Apart from Avenida Independência, three other avenues lead off from this circle. Straight ahead is the railway station and shunting yard where old locomotives stand and sadly rust away. Walk a little way up the quaint road called Avenida Revolução and you will find Restaurante Tic Tic, popular among the locals. The interesting municipal market, Mercado Municipal, close by is definitely worth an hour or two.

Another picturesque street worth exploring, especially if you’re hungry, is the Avenida Acordos de Lusaka. From the Inhambane jetty walk down the right-hand side of Av. Independência. One block down, turn right into the Acordos de Lusaka (don’t expect to see any signpost) and drop into Restaurante Maçaroca a short distance down on your left. Another two blocks along this road, on your right, you will find the Restaurante Prima Vera (Mariano’s Bar) where the ‘city fathers’ once regularly congregated. Mariano, the owner, weathered 50 years of change in Inhambane, but recently closed his bar.

If you walk from the jetty to the point you will pass the cathedrals, the governor’s palace and get to Pensão Pachiça, probably the best accommodation in town and certainly the best place to get information about the area.

A Working ‘Museum’

From Inhambane jetty walk down Av. Independência, right into Av. Acordos de Lusaka and a few blocks to the (now closed) Prima Vera Restaurant (Mariano’s Bar) – next door is a fascinating working ‘museum’ – a printers called ‘Gráfica sul do Save’. Politely ask permission to walk around this little printing shop that, far from being a formal museum, still produces such stationery items as invitations and invoice books. Every letter and character is first fixed on brass blocks and then placed by hand on manual presses. Most 60-year-old printing machines are regarded as antiques and displayed behind glass, but not in Mozambique. For decades all development stood still and so the country remains caught in a time warp.

Basket Weavers

Walk down Av. Revolução and a little past the Restaurante Tic Tic, and you’ll reach the Mercado Municipal, a market that offers a bewildering selection of baskets, mats, hats and other useful household items. Prices are low by Western standards, but don’t be tempted to pay more, as this only pushes prices out of reach of the populace.

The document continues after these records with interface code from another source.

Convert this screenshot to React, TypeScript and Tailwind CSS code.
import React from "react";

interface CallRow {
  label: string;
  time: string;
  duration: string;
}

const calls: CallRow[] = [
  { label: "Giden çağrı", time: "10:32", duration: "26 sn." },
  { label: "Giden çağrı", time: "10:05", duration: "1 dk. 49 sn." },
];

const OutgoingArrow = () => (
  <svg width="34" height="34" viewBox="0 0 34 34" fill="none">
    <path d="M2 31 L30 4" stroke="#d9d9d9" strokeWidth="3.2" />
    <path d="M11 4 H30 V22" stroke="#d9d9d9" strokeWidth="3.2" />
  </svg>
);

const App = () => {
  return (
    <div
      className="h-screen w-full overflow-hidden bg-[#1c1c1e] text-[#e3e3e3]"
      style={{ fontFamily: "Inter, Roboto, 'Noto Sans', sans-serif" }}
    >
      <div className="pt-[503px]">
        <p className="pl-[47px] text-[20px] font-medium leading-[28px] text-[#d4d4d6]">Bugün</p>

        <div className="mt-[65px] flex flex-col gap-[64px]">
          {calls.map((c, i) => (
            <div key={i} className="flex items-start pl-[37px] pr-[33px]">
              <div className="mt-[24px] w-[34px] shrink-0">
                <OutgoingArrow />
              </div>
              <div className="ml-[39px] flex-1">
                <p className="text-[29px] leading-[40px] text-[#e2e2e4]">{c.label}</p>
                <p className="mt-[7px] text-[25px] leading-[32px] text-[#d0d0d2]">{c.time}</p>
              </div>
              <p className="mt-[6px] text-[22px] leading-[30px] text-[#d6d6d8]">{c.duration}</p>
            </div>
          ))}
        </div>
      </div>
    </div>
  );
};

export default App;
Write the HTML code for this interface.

A reed basket is probably one of the most worthwhile purchases you can make as plastic bags are scarce, especially in northern Mozambique. Women cut reeds from the fringes of mangrove swamps and weave them while they are still green and pliable. Stroll into any of Inhambane’s bairros, and you’ll find the weavers sitting in front of their houses, hard at work.


The she-oaks or casuarinas (Casuarinaceae) are made up of a group of 45 highly distinctive semi-evergreen trees and shrubs native to northeast Australia, Southeast Asia, New Caledonia, Fiji and the Mascarene Islands. Casuarinas are tall trees with slender but wiry shoots which ‘weep’ (give off a light sap that soils tents, cars and anything else left underneath them). Common along the entire length of the coast, the Mozambican casuarina (Casuarina equisetifolia), also known as the horsetail tree, South Sea ironwood and she-oak, grows well in brackish soils, and was planted to stabilize the sand dunes and to form a windbreak. The name ‘she-oak’ derives from the resemblance of the tree’s long thin needles to women’s hair.